What I’m Reading: November 2023

I’ve been juggling reading with catching up on a bunch of TV/streaming stuff. But I’ve worked in a couple of good reads.

I thought about a post on series’ I’m behind on in my reading. I probably will do one – sadly, it would be VERY long. But I did just finish two novels in one such, and I started a third.

HOLMES ON THE RANGE

I wrote this essay back in 2019 on Steve Hockensmith’s Sherlock Holmes-influenced cowboy brothers. Dear Mr. Holmes is a collection of the seven short stories that kicked off the series. And just last month, the seventh novel – Hunters of the Dead– came out.

I had read the first three novels and the short stories. But book four – The Crack in the Lens – came out in 2009. I was WAAAAY behind. So last week I read Crack… – and then immediately tore through The World’s Greatest Sleuth!. Now I’m on book six, The Double-A Western Detective Agency.
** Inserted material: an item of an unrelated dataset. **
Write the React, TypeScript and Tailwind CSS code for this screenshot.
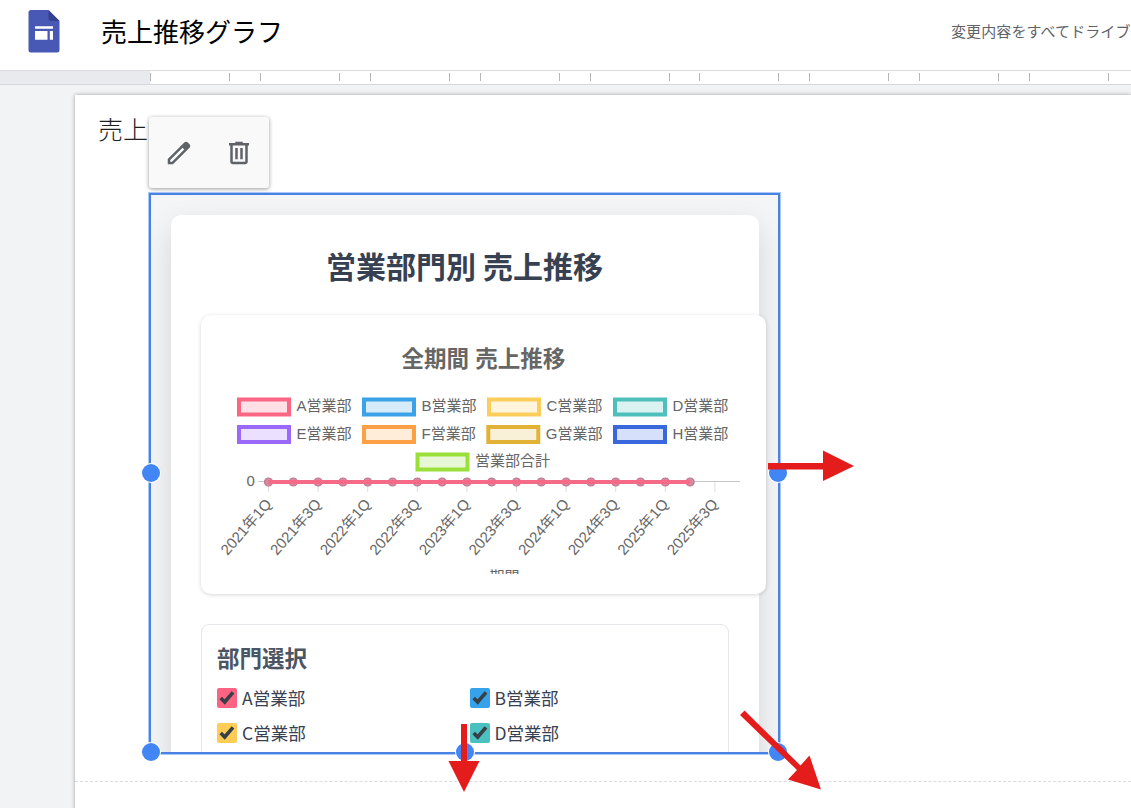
import type { ReactNode } from 'react';

interface Department {
  name: string;
  color: string;
  fill: string;
  x: number;
  y: number;
}

const DEPARTMENTS: Department[] = [
  { name: 'A営業部', color: '#fa6683', fill: '#ffe0e6', x: 16, y: 62.5 },
  { name: 'B営業部', color: '#3ba2e8', fill: '#d7ecfb', x: 141, y: 62.5 },
  { name: 'C営業部', color: '#fdcd5b', fill: '#fff5dd', x: 266, y: 62.5 },
  { name: 'D営業部', color: '#4fbfbc', fill: '#dbf2f2', x: 392, y: 62.5 },
  { name: 'E営業部', color: '#9a69fa', fill: '#ebe0ff', x: 16, y: 90 },
  { name: 'F営業部', color: '#fd9f45', fill: '#ffecd9', x: 141, y: 90 },
  { name: 'G営業部', color: '#e1b235', fill: '#f8f0d7', x: 265.3, y: 90 },
  { name: 'H営業部', color: '#3968dd', fill: '#d6e0fb', x: 392, y: 90 },
  { name: '営業部合計', color: '#9be03a', fill: '#e8f8d6', x: 194.5, y: 117.5 },
];

const QUARTERS = [
  '2021年1Q',
  '2021年3Q',
  '2022年1Q',
  '2022年3Q',
  '2023年1Q',
  '2023年3Q',
  '2024年1Q',
  '2024年3Q',
  '2025年1Q',
  '2025年3Q',
];

const FIRST_X = 47.5;
const STEP = 24.8;
const AXIS_Y = 147;
const POINT_COUNT = 18;

const CHECKBOXES = [
  { name: 'A営業部', className: 'bg-[#ff6384]' },
  { name: 'B営業部', className: 'bg-[#36a2eb]' },
  { name: 'C営業部', className: 'bg-[#ffcd56]' },
  { name: 'D営業部', className: 'bg-[#4bc0c0]' },
];

const HANDLES = [
  'left-[-9px] top-[269px]',
  'left-[618px] top-[269px]',
  'left-[-9px] top-[548px]',
  'left-[305px] top-[548px]',
  'left-[618px] top-[548px]',
];

function SitesLogo() {
  return (
    <svg width="32" height="43" viewBox="0 0 32 43" className="shrink-0">
      <path d="M3 0H20.500L31.500 11V40a2.500 2.500 0 0 1-2.500 2.500H3A2.500 2.500 0 0 1 .5 40V2.500A2.500 2.500 0 0 1 3 0Z" fill="#4758b5" />
      <path d="M20.500 0 31.500 11H23a2.500 2.500 0 0 1-2.500-2.500Z" fill="#34418f" />
      <path d="M7 16.300h18v2.400H7zM7 21h12.500v8.700H7zM21.800 21H25v8.700h-3.200z" fill="#fff" />
    </svg>
  );
}

function Header() {
  return (
    <header className="flex h-[71px] shrink-0 items-center border-b border-[#d9dbde] bg-white pb-2 pl-7">
      <SitesLogo />
      <h1 className="ml-[41px] text-[26px] leading-none whitespace-nowrap text-black">売上推移グラフ</h1>
      <p className="ml-auto w-[180px] text-[15px] tracking-[0.1px] whitespace-nowrap text-[#5f6368]">
        変更内容をすべてドライブ
      </p>
    </header>
  );
}

function Ruler() {
  return (
    <div className="flex h-3.5 shrink-0 overflow-hidden border-b border-[#d5d7da] bg-white">
      <div className="w-[150px] shrink-0 bg-[#e8eaed]" />
      {Array.from({ length: 9 }, (_, i) => (
        <div key={i} className="mt-0.5 flex h-2 w-[109.88px] shrink-0 border-l border-[#b4b6b9]">
          <div className="w-[79px] border-r border-[#b4b6b9]" />
        </div>
      ))}
    </div>
  );
}

function EditToolbar() {
  return (
    <div className="absolute -top-[78px] -left-[2px] flex h-[71px] w-[120px] items-center rounded-[3px] bg-[#f9f9f9] shadow-[0_1px_4px_rgba(0,0,0,0.4)]">
      <button type="button" aria-label="編集" className="flex w-[60px] justify-center">
        <svg width="30" height="30" viewBox="0 0 24 24" fill="#5f6368">
          <path d="M20.410 4.940l-1.350-1.350c-.78-.78-2.050-.78-2.830 0L3 16.820V21h4.180L20.410 7.770c.79-.78.79-2.050 0-2.830zM6.410 19H5v-1.360l9.820-9.820 1.410 1.410L6.410 19z" />
        </svg>
      </button>
      <button type="button" aria-label="削除" className="flex w-[60px] justify-center">
        <svg width="30" height="30" viewBox="0 0 24 24" fill="#5f6368">
          <path d="M15 4V3H9v1H4v2h1v13c0 1.100.9 2 2 2h10c1.100 0 2-.9 2-2V6h1V4h-5zm2 15H7V6h10v13zM9 8h2v9H9zM13 8h2v9h-2z" />
        </svg>
      </button>
    </div>
  );
}

function SalesChart() {
  return (
    <svg width="525" height="239" viewBox="0 0 525 239" className="block overflow-hidden font-['Liberation_Sans','Noto_Sans_CJK_JP',sans-serif]" fill="#666">
      <text x="262.500" y="31.500" textAnchor="middle" fontSize="22.5" fontWeight="700">
        全期間 売上推移
      </text>

      {/* Legend */}
      {DEPARTMENTS.map((d) => (
        <g key={d.name} fontSize="15">
          <rect x={d.x + 2} y={d.y + 2} width="50" height="15" fill={d.fill} stroke={d.color} strokeWidth="4" />
          <text x={d.x + 59.5} y={d.y + 13.5}>
            {d.name}
          </text>
        </g>
      ))}

      {/* Axis */}
      <text x="25.500" y="150.800" fontSize="15">0</text>
      <path d={`M37 ${AXIS_Y - 0.5}H519`} stroke="#c6c6c6" />
      {QUARTERS.map((label, i) => {
        const x = FIRST_X + i * STEP * 2;
        return (
          <g key={label}>
            <path d={`M${x} ${AXIS_Y}v10`} stroke="#dedede" />
            <text transform={`translate(${x + 3.8} 169.5) rotate(-49)`} textAnchor="end" fontSize="15">
              {label}
            </text>
          </g>
        );
      })}
      <text x="283.500" y="247" textAnchor="middle" fontSize="15">期間</text>

      {/* Series */}
      {Array.from({ length: POINT_COUNT }, (_, i) => (
        <circle key={i} cx={FIRST_X + i * STEP} cy={AXIS_Y} r="4" fill="#d9899d" stroke="#b9788c" strokeWidth="1.2" />
      ))}
      <path d={`M${FIRST_X} ${AXIS_Y}H${FIRST_X + STEP * (POINT_COUNT - 1)}`} stroke="#f46a87" strokeWidth="4" />
    </svg>
  );
}

function DepartmentPicker() {
  return (
    <section className="mt-[30px] h-60 rounded-lg border border-[#e5e7eb] px-[15.5px] pt-[15px]">
      <h3 className="text-[22.5px] leading-[34px] font-bold text-[#4b5563]">部門選択</h3>
      <div className="mt-[11px] grid grid-cols-2 gap-x-2.5 gap-y-[9px]">
        {CHECKBOXES.map((box) => (
          <label key={box.name} className="flex h-[26px] items-center gap-[5px] text-[17.5px] text-[#374151]">
            <span className={`flex size-5 items-center justify-center rounded-[2px] ${box.className}`}>
              <svg width="20" height="20" viewBox="0 0 20 20" fill="none" stroke="#374046" strokeWidth="3.6">
                <path d="m3.700 10 4 4L16 4.400" />
              </svg>
            </span>
            {box.name}
          </label>
        ))}
      </div>
    </section>
  );
}

function SalesWidget() {
  return (
    <div className="h-full overflow-hidden bg-[#f3f5f7] px-[19.5px] pt-5">
      <div className="h-[700px] rounded-[10px] bg-white px-[30px] pt-[30px] shadow-[0_12px_31px_rgba(0,0,0,0.13)]">
        <h2 className="text-center text-[30px] leading-[40px] font-bold text-[#374151]">営業部門別 売上推移</h2>
        <div className="mt-[30px] h-[279px] w-[565px] rounded-[10px] bg-white p-5 shadow-[0_1px_4px_rgba(0,0,0,0.16)]">
          <SalesChart />
        </div>
        <DepartmentPicker />
      </div>
    </div>
  );
}

function Overlay({ className, children }: { className: string; children: ReactNode }) {
  return (
    <svg className={`pointer-events-none absolute ${className}`} fill="#e51c1c">
      {children}
    </svg>
  );
}

function SelectedEmbed() {
  return (
    <div className="relative mt-[47px] ml-[74px] h-[561px] w-[631px] border-2 border-[#4a82e4] outline outline-[#a9c8f8]">
      <SalesWidget />
      <EditToolbar />
      {HANDLES.map((position) => (
        <span key={position} className={`absolute size-[18px] rounded-full bg-[#4285f4] ring-1 ring-white ${position}`} />
      ))}

      {/* Resize direction arrows */}
      <Overlay className="top-[255px] left-[617px] h-8 w-[88px]">
        <path d="M0 13h55V.5L86 16 55 31V19.500H0z" />
      </Overlay>
      <Overlay className="top-[529px] left-[297px] h-[70px] w-8">
        <path d="M13 0h6v37h12.500L16 68 .5 37H13z" />
      </Overlay>
      <Overlay className="top-[515px] left-[588px] h-20 w-[84px]">
        <path d="M5.500.5 61.500 55.500l9-10L82 79.500 49 69.500l9-9.500L1 5z" />
      </Overlay>
    </div>
  );
}

export default function App() {
  return (
    <div className="flex h-[808px] w-[1131px] flex-col overflow-hidden bg-white font-['Noto_Sans_CJK_JP',sans-serif]">
      <Header />
      <Ruler />
      <main className="grow overflow-hidden bg-[#f1f3f4] pt-2.5 pl-[75px]">
        <div className="h-[800px] bg-white shadow-[0_0_4px_rgba(0,0,0,0.35)]">
          <div className="h-[687px] border-b border-dashed border-[#dadce0] pt-[15px]">
            <p className="pl-[23px] text-[25px] leading-9 font-light text-[#212121]">売上</p>
            <SelectedEmbed />
          </div>
        </div>
      </main>
    </div>
  );
}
Check out my prior essay for a more in-depth look at the series. But the premise is that brothers Gustav (Old Red) and Otto (Big Red) Amlingmeyer, are trail-riding cowpunchers in the Old West. This is during the time of Sherlock Holmes’ Adventures and Memoirs. Gustav can’t read. So, while they’re sitting around the campfire at night, Otto reads aloud the Holmes stories from a dog-eared magazine.

Gustav is totally enthralled with Holmes’ methods and sets out to do some deducifyin’ on the trail. And these two fall into malice and mayhem like a spinster in one of Agatha Christie’s villages. Gustav is the brains, and Otto is the brawn.